To recommend a "change" of alternator from the current one he has (nothing wrong) to a different one that is not necessarily any better or worse is not what I would do.
It is like going from a Toyota to a Honda for heavy duty towing.
If you have useful information(such as a reputable online seller) that you think would be helpful, then by all means and tell me. That is after all why I asked. But, being an *** in your response honestly makes me less likely to even bother listening(or reading) your posts in the future.
I now hope for input from other diesel experts(such as bismic or cheezit).
A DoD Milspec alternator, like one that goes on a demanding application like a desert Armor vehicle, will probably set you back more than $500.

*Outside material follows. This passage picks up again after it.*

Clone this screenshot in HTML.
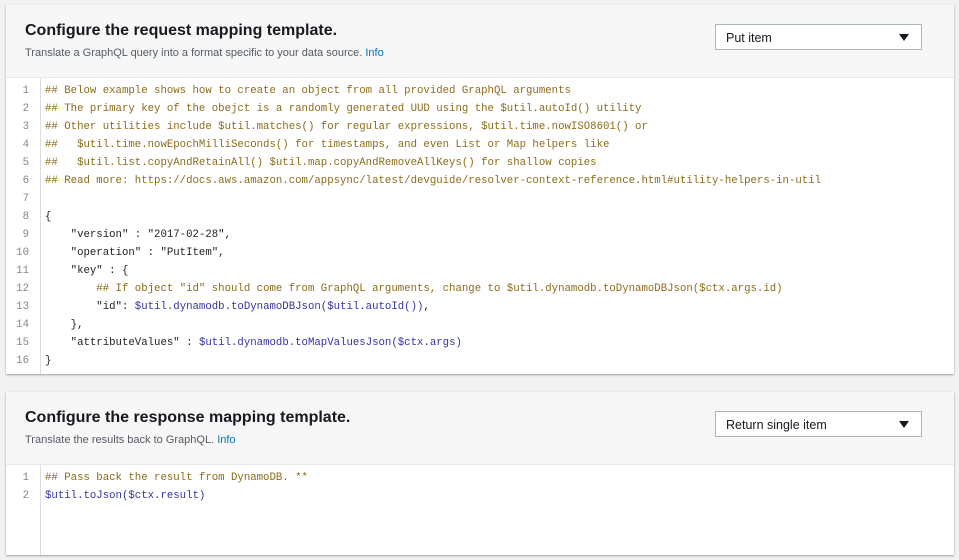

I don't think you want to hear that, and if it is information you don't want to hear, great, don't read it.
I am known to have very little (zero) patience for people who;
- think all parts are the same, whether they come off eBay, Autozone, Amazon, etc.
There are cases of fake / counterfeit / sub-standard parts even from Ford dealers.
I routinely find Ford OEM parts that I ended upgrading --- but that is after a lot of work back engineering their specs and finding a truly superior part --- not a part that is in fact, substandard in a major aspect (e.g. substituting a lower temperature rated capacitor just because it has a higher voltage rating, as a big name performace firm did).
- believe electronic / electrical parts are all the same, and you can just go down to your local jobber and toss in their part and it will work.
- believe simple things like connectors, etc. don't matter, when in fact, they severely matter.
Above all, I take strong exception to parts change out artists who keep throwing parts at something until it is "fixed".
Or to fix non-existent problems.
Or, prescribe expensive fixes when in fact, there is no problem.
That said, IMHO, the cause of your FICM failure is most likely not the electrical / battery /charging system.
There is a fix that does not involve the battery / alternator.
But since you don't want to hear it. I wouldn't tell you.